Le 65e festival de Cannes vient de s’achever, 22 films étaient en lice dont huit étaient des adaptations littéraires : Cosmopolis de David Cronenberg ;  De rouille et d’os de Jacques Audiard ; Killing Them Softly (Cogan – La mort aux trousses) de Andrew Dominik ; Lawless (Des hommes sans loi) de John Hillcoat ; The Paperboy (Paperboy) de Lee Daniels ; On the road (Sur la route) de Walter Salles ; V Tumane (Dans la brume) de Sergei Loznitsa et dans une certaine mesure Vous n’avez encore vu d’Alain Resnais.

Mode, manque d’imagination ou tradition ? Toujours est-il que les réalisateurs prennent un grand risque en adaptant des œuvres littéraires car il faut rester fidèle au texte tout en se l’appropriant. A Cannes, parmi les adaptations de cette année, Walter Salles a pris un peu plus de risques que les autres en portant à l’écran le roman de Jack Kerouac, Sur la route, réputé inadaptable.

Sur la route

C’est l’histoire de Sal Paradise, apprenti écrivain new-yorkais, qui, au lendemain de la mort de son père, rencontre Dean Moriarty, jeune ex-taulard au charme ravageur, marié à la très libre et très séduisante Marylou. Entre Sal et Dean, l’entente est immédiate et fusionnelle. Décidés à ne pas se laisser enfermer dans une vie trop étriquée, les deux amis rompent leurs attaches et prennent la route avec Marylou. Assoiffés de liberté, les trois jeunes gens partent à la rencontre du monde, des autres et d’eux-mêmes.

Walter Salles, Brésilien, a lu le livre de Kerouac à un moment où la presse et l’édition étaient sous censure dans son pays. Il l’a donc lu en anglais et a trouvé dans ce récit initiatique une opposition totale à ce qu’il ressentait alors dans son pays. La publication de Sur la route au Brésil coïncide avec les mouvements pour la redémocratisation du pays, en 1984. De ce fait, le livre avait une telle qualité emblématique pour Walter Salles que l’idée de l’adapter à l’écran ne l’effleurait même pas. C’est après l’invitation de Zoetrope Studios, à la suite de la projection de Carnets de Voyage à Sundance en 2004, que le projet a peu à peu pris corps.

Un projet maudit

Ce projet d’autres s’y sont essayés comme le raconte Roman Coppola. Celui-ci, qui dirige avec sa sœur Sofia la société de production American Zoetrope, a vu bon nombre de personnes ramer : « J’ai eu vent par exemple d’un projet avec Montgomery Clift. De mon point de vue, Hollywood a dès le début été fasciné par l’idée de faire un film. Le livre était très populaire là-bas. Mais il y a un hic.
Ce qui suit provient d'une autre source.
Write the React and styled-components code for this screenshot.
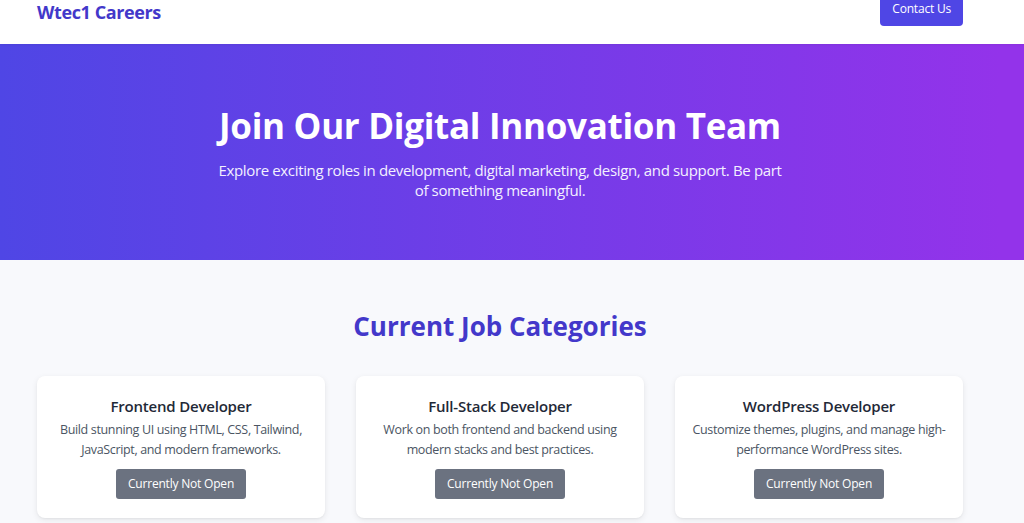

Les films sont le plus souvent construits autour de la trame classique “début-milieu-fin”. Sur la route est bien connu pour être absolument anticonformiste de ce point de vue. La plupart des projets d’adaptation contemporains de Kerouac se sont focalisés là-dessus, et ça n’a jamais été satisfaisant. »

À la fin des années 1970, Francis Ford Coppola aurait proposé à Jean-Luc Godard de le réaliser, sans suite. Plus tard, c’est Gus Van Sant qui est sur les rangs, comme nous le raconte l’écrivain et scénariste Barry Gifford (Sailor & Lula) : « Francis m’a engagé en 1995 pour écrire le scénario d’un film, Sur la route avec comme réalisateur Gus Van Sant. Pour de multiples raisons qui nous furent étrangères, nous ne sommes pas  parvenus à concrétiser le projet. Je suis ravi que Walter Salles soit allé jusqu’au bout. Nous sommes devenus amis parce que nous partageons beaucoup de choses. Il m’a appelé pour que je sois consultant sur son film, ce que j’ai fait avec plaisir. Walter s’est servi de mon livre Jack’s Book comme d’une bible. C’était le premier objet de ce type, un documentaire chronologique par écrit, construit comme un documentaire vidéo, un “bookmovie”, comme disait Kerouac. Il y a évidemment de nombreuses façons d’adapter un roman à l’écran. Ce dont je suis sûr, c’est que celle de Walter lui est propre. »

La fin d’un casse tête

Cet engagement personnel et profond de Salles est l’une des clefs pour comprendre pourquoi cette adaptation put enfin aller à son terme. Il a travaillé pendant cinq ans sur de multiples versions, en essayant de respecter le plus possible le livre et parfois en bifurquant. « Une adaptation, c’est ce qui doit permettre aux spectateurs de revenir au livre, à l’original. Et de construire leurs propres versions de Sur la route. » nous explique le réalisateur.  Le film n’a pas eu la palme d’or mais continuera à coup sûr sa route vers le public.